Contohnya, tidak berfungsinya saluran pembuangan di lokasi pedagang ikan menimbulkan bau tak sedap, dan minim penerangan.
“Hampir dipastikan, tidak ada daya tariknya pasar modern ini,” tukasnya.
Sebagai Asosiasi Pedangan, Iskandar pun pernah menyarankan Pemda Parimo agar mengarahkan Aparat Negeri Sipil (ASN) hingga personel Kepolisian untuk berbelanja ke Pasar Sentral Parigi sehari dalam sebulan.
“Tapi tidak juga dilakukan. Padahal pemerintah ini, punya power. Kalau ini bisa terjadi, pendapatan pedagang akan meningkat,” ujarnya.

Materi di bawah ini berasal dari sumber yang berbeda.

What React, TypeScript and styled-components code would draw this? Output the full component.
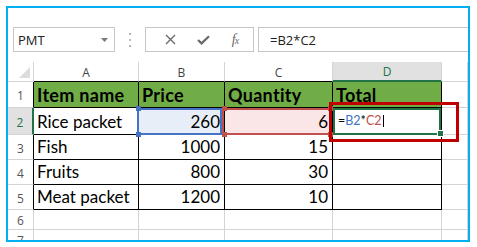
import React from "react";
import styled, { createGlobalStyle } from "styled-components";

const GlobalStyle = createGlobalStyle`
  html, body {
    margin: 0;
    padding: 0;
    background: #fff;
  }
  body {
    font-family: "Open Sans", "Noto Sans", sans-serif;
  }
`;

const GRID = "#d4d4d4";
const INK = "#000";
const XL_GREEN = "#217346";
const HEAD_FILL = "#70ad47";

const Frame = styled.div`
  box-sizing: border-box;
  margin: 6px 0 0 6px;
  width: 464px;
  height: 236px;
  border: 2px solid #00b0f0;
  background: #fff;
  overflow: hidden;
  display: flex;
  flex-direction: column;
`;

const Toolbar = styled.div`
  height: 54px;
  flex-shrink: 0;
  box-sizing: border-box;
  padding: 19px 0 0 5px;
  display: flex;
  align-items: flex-start;
`;

const NameBox = styled.div`
  box-sizing: border-box;
  width: 102px;
  height: 25px;
  border: 1px solid #c6c6c6;
  padding: 0 6px 0 4px;
  display: flex;
  align-items: center;
  justify-content: space-between;
  font-size: 13px;
  color: #222;
`;

const Grip = styled.div`
  width: 30px;
  height: 25px;
  display: flex;
  flex-direction: column;
  align-items: center;
  justify-content: center;
  gap: 4px;

  & span {
    width: 2px;
    height: 2px;
    background: #b8b8b8;
  }
`;

const FxBox = styled.div`
  box-sizing: border-box;
  width: 109px;
  height: 25px;
  border: 1px solid #c6c6c6;
  display: flex;
  align-items: center;
  justify-content: space-around;
  padding: 0 4px 0 8px;
  color: #6a6a6a;
`;

const FxLabel = styled.span`
  font-family: "Liberation Serif", "DejaVu Serif", serif;
  font-style: italic;
  font-size: 14px;
  color: #6a6a6a;
  letter-spacing: -1px;

  & small {
    font-size: 10px;
  }
`;

const FormulaInput = styled.div`
  box-sizing: border-box;
  flex: 1;
  height: 25px;
  margin-left: 4px;
  border: 1px solid #c6c6c6;
  border-right: none;
  padding-left: 11px;
  display: flex;
  align-items: center;
  font-size: 13px;
  color: #222;
`;

const Sheet = styled.div`
  display: grid;
  grid-template-columns: 26px 105px 86px 108px 109px 1fr;
  grid-template-rows: 20px 26px 27px 25px 25px 25px 20px 20px;
`;

type CellProps = {
  $right?: string;
  $bottom?: string;
  $rw?: number;
  $bw?: number;
  $bg?: string;
};

const Cell = styled.div<CellProps>`
  position: relative;
  box-sizing: border-box;
  min-width: 0;
  border-right: ${(p) => p.$rw ?? 1}px solid ${(p) => p.$right ?? GRID};
  border-bottom: ${(p) => p.$bw ?? 1}px solid ${(p) => p.$bottom ?? GRID};
  background: ${(p) => p.$bg ?? "transparent"};
`;

const ColHead = styled(Cell)<{ $active?: boolean }>`
  display: flex;
  align-items: center;
  justify-content: center;
  font-size: 12px;
  color: ${(p) => (p.$active ? XL_GREEN : "#444")};
  padding-top: 1px;
`;

const RowHead = styled(Cell)<{ $active?: boolean }>`
  display: flex;
  align-items: center;
  justify-content: center;
  font-size: 12px;
  color: ${(p) => (p.$active ? XL_GREEN : "#555")};
  padding-top: 2px;
`;

const Corner = styled(Cell)`
  & svg {
    position: absolute;
    right: 3px;
    bottom: 3px;
  }
`;

const DataCell = styled(Cell)<{ $num?: boolean; $bold?: boolean }>`
  display: flex;
  align-items: flex-end;
  justify-content: ${(p) => (p.$num ? "flex-end" : "flex-start")};
  padding: 0 ${(p) => (p.$num ? "4px" : "0")} 2px ${(p) => (p.$num ? "0" : "3px")};
  font-family: Lato, "Open Sans", sans-serif;
  font-size: ${(p) => (p.$bold ? 18 : 17)}px;
  font-weight: ${(p) => (p.$bold ? 700 : 400)};
  letter-spacing: ${(p) => (p.$bold ? "0.3px" : "0")};
  line-height: 20px;
  color: #000;
  white-space: nowrap;
`;

const EditText = styled.div`
  display: flex;
  align-items: flex-end;
  height: 100%;
  box-sizing: border-box;
  padding: 0 0 4px 2px;
  font-family: Lato, "Open Sans", sans-serif;
  font-size: 12.5px;
  line-height: 14px;
  color: #000;
`;

const Ref = styled.span<{ $c: string }>`
  color: ${(p) => p.$c};
`;

const Caret = styled.span`
  display: inline-block;
  width: 1px;
  height: 12px;
  margin-left: 1px;
  margin-bottom: 1px;
  background: #000;
`;

type BoxProps = { $c: string; $w: number; $l: number; $t: number; $r: number; $b: number; $z?: number };

const SelBox = styled.div<BoxProps>`
  position: absolute;
  left: ${(p) => p.$l}px;
  top: ${(p) => p.$t}px;
  right: ${(p) => p.$r}px;
  bottom: ${(p) => p.$b}px;
  border: ${(p) => p.$w}px solid ${(p) => p.$c};
  z-index: ${(p) => p.$z ?? 2};
  pointer-events: none;
`;

const Handle = styled.div<{ $c: string; $x: number; $y: number; $edge?: "right" }>`
  position: absolute;
  width: 5px;
  height: 5px;
  background: ${(p) => p.$c};
  ${(p) => (p.$edge === "right" ? `right: ${p.$x}px;` : `left: ${p.$x}px;`)}
  top: ${(p) => p.$y}px;
  z-index: 3;
`;

const FillHandle = styled.div`
  position: absolute;
  right: -2px;
  bottom: -2px;
  width: 5px;
  height: 5px;
  background: ${XL_GREEN};
  outline: 1px solid #fff;
  z-index: 3;
`;

// E is only partly in view, so its letter sits off-screen
const cols = ["A", "B", "C", "D", ""];

const data: string[][] = [
  ["Item name", "Price", "Quantity", "Total"],
  ["Rice packet", "260", "6", ""],
  ["Fish", "1000", "15", ""],
  ["Fruits", "800", "30", ""],
  ["Meat packet", "1200", "10", ""],
  ["", "", "", ""],
  ["", "", "", ""],
];

const CancelIcon = () => (
  <svg width="11" height="11" viewBox="0 0 11 11">
    <path d="M1 1 L10 10 M10 1 L1 10" stroke="#6a6a6a" strokeWidth="1.4" fill="none" />
  </svg>
);

const EnterIcon = () => (
  <svg width="13" height="10" viewBox="0 0 13 10">
    <path d="M1 5 L4.6 8.4 L12 1.2" stroke="#6a6a6a" strokeWidth="2.2" fill="none" />
  </svg>
);

const DropArrow = () => (
  <svg width="7" height="4" viewBox="0 0 7 4">
    <path d="M0 0 H7 L3.5 4 Z" fill="#7a7a7a" />
  </svg>
);

const App: React.FC = () => {
  return (
    <>
      <GlobalStyle />
      <Frame>
        <Toolbar>
          <NameBox>
            <span>PMT</span>
            <DropArrow />
          </NameBox>
          <Grip>
            <span />
            <span />
            <span />
          </Grip>
          <FxBox>
            <CancelIcon />
            <EnterIcon />
            <FxLabel>
              f<small>x</small>
            </FxLabel>
          </FxBox>
          <FormulaInput>=B2*C2</FormulaInput>
        </Toolbar>

        <Sheet>
          <Corner>
            <svg width="11" height="11" viewBox="0 0 11 11">
              <path d="M11 0 V11 H0 Z" fill="#dcdcdc" />
            </svg>
          </Corner>
          {cols.map((c, i) => {
            const active = c === "D";
            const inTable = c !== "";
            return (
              <ColHead
                key={i}
                $active={active}
                $bg={active ? "#e1e1e1" : "#fff"}
                $bottom={active ? XL_GREEN : inTable ? INK : GRID}
                $bw={active ? 2 : 1}
              >
                {c}
              </ColHead>
            );
          })}

          {data.map((row, i) => {
            const n = i + 1;
            const inTable = n <= 5;
            const active = n === 2;
            return (
              <React.Fragment key={n}>
                <RowHead
                  $active={active}
                  $bg={active ? "#e1e1e1" : "#fff"}
                  $right={active ? XL_GREEN : inTable ? INK : GRID}
                  $rw={active ? 2 : 1}
                >
                  {n}
                </RowHead>
                {row.map((v, j) => {
                  const isHead = n === 1;
                  const num = j === 1 || j === 2;
                  let bg: string | undefined;
                  if (isHead) bg = HEAD_FILL;
                  if (n === 2 && j === 1) bg = "#e8eef8";
                  if (n === 2 && j === 2) bg = "#fae6e6";
                  return (
                    <DataCell
                      key={j}
                      $num={num && !isHead}
                      $bold={isHead}
                      $bg={bg}
                      $right={inTable ? INK : GRID}
                      $bottom={inTable ? INK : GRID}
                    >
                      {n === 2 && j === 1 && (
                        <>
                          <SelBox $c="#4472c4" $w={2} $l={-2} $t={0} $r={2} $b={-1} />
                          <Handle $c="#4472c4" $x={-3} $y={-2} />
                          <Handle $c="#4472c4" $x={-3} $y={24} />
                        </>
                      )}
                      {n === 2 && j === 2 && (
                        <>
                          <SelBox $c="#c0504d" $w={2} $l={-3} $t={0} $r={1} $b={-1} />
                          <Handle $c="#c0504d" $x={-3} $y={-2} />
                          <Handle $c="#c0504d" $x={-3} $y={24} />
                          <Handle $c="#c0504d" $x={-1} $y={-2} $edge="right" />
                          <Handle $c="#c0504d" $x={-1} $y={24} $edge="right" />
                        </>
                      )}
                      {n === 2 && j === 3 ? (
                        <>
                          <SelBox $c={XL_GREEN} $w={2} $l={0} $t={0} $r={0} $b={-1} />
                          <FillHandle />
                          <SelBox $c="#c00000" $w={3} $l={-4} $t={-6} $r={-18} $b={-8} $z={4} />
                          <EditText>
                            =<Ref $c="#4472c4">B2</Ref>*<Ref $c="#c0504d">C2</Ref>
                            <Caret />
                          </EditText>
                        </>
                      ) : (
                        v
                      )}
                    </DataCell>
                  );
                })}
                <Cell $right={GRID} $bottom={GRID} />
              </React.Fragment>
            );
          })}
        </Sheet>
      </Frame>
    </>
  );
};

export default App;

Padahal, kata dia, bila Pasar Sentral Parigi dapat dikelola dengan baik, akan meningkatkan Pendapatan Asli Daerah (PAD), baik dari retribusi pasar maupun parkiran.
“Kita lihat saja kondisinya saat ini, banyak bangunan yang dibangun dengan anggaran besar tidak bisa dimanfaatkan,” pungkasnya.
Diketahui, Pasar Sentral Parigi dibangun Pemda Parimo dengan meminjam dana ke Bank Dunia, sebesar Rp19 miliar lebih.
Secara rutin, memang Pemda Parimo telah mengangsur utang pokok beserta bunga setiap tahun, selama kurang lebih 15 tahun, yang akan berakhir pada 2025.
Bila diasumsikan, pasar yang ditempati kurang lebih 600 pedagang, yang diwajibkan membayar retribusi sebesar Rp2.000 per hari, Pemda Parimo masih menanggung kekurangan angsuran utang pokok beserta bunga setiap tahun, melalui APBD.
Sedangkan di perencanaan awal, Pemda Parimo di zaman kepemimpinan Longki Djanggola bersama Alm H. Asmir Ntosa, tercatat utang Bank Dunia dibayar dengan meraup Pendapatan Asli Daerah (PAD) yang bersumber dari retribusi Pasar Sentral Parigi.